While the freedom from reasonable access, lowest unit rates, and equal time may seem like a boon to broadcasters, that freedom comes with a price. For instance, the “no censorship rule,” which forbids a station from editing the content of a candidate’s spot or rejecting that spot based on its content (unless that spot violates a Federal felony statute), does not apply to Internet spots. Because candidate spots broadcast on a station cannot be censored, the station has no liability for the content of those spots. So the station is immune for libel and slander, or copyright violations, or other sources of potential civil liability for the content of a candidate’s broadcast spots. But since these spots can be censored or rejected on the station’s website, a station could have theoretical liability for the content of the Internet spot even though the broadcaster could run the exact same spot on the air without fear of any liability. For instance, just recently, according to the Los Angeles Times, CBS asked You Tube to remove a McCain spot attacking Senator Obama as the spot used a copyrighted clip of a Katie Couric commentary without permission. Had that spot been running on a broadcast station, the station would have been forbidden from pulling the spot (and would have no liability for the copyright violation).

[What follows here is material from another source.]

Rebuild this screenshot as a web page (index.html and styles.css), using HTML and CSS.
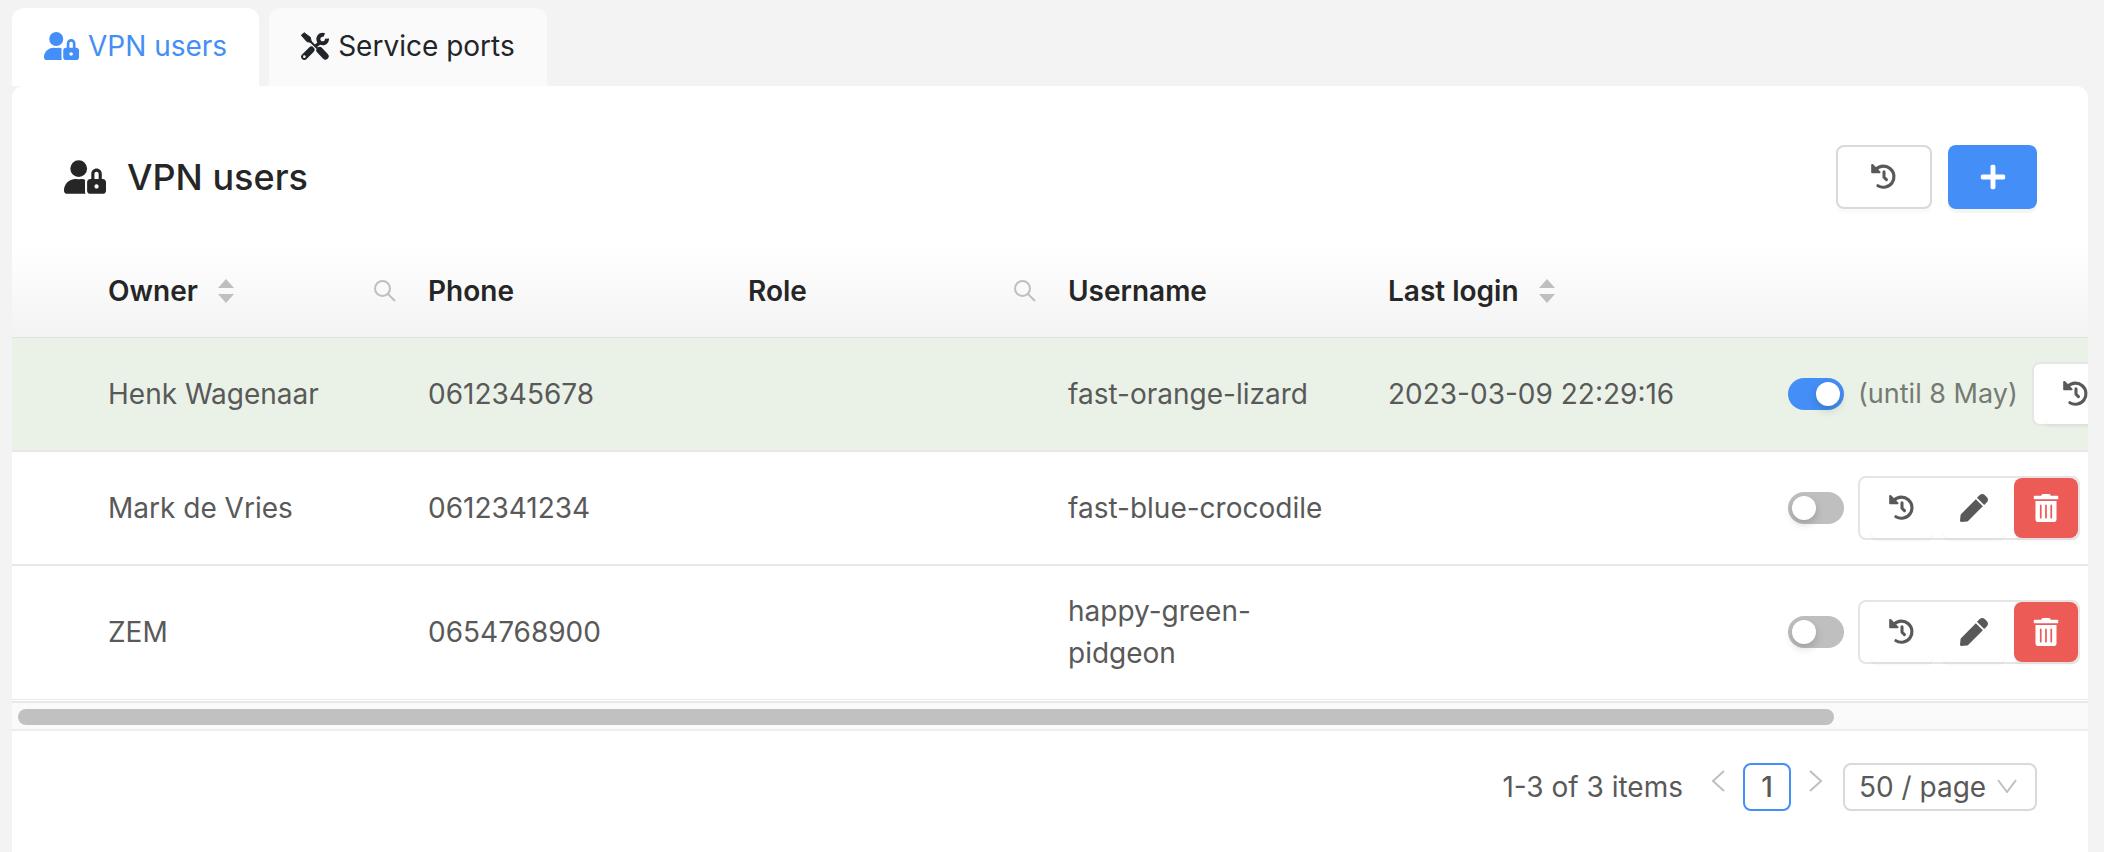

Similar liability concerns do arise for broadcasters in connection with attack ads run by third-party groups – groups not “authorized” by the candidates. As broadcast stations are under no obligation to run ads by third party groups and have the full right to reject them based on their content, like an Internet spot, a station has potential liability for defamation or other civil liabilities that arise from the content of an ad that airs.  We recently wrote about the considerations that a broadcaster should use to evaluate those spots when the spots are challenged, here.  A similar process should be used to evaluate Internet spots - whether or not authorized by a candidate.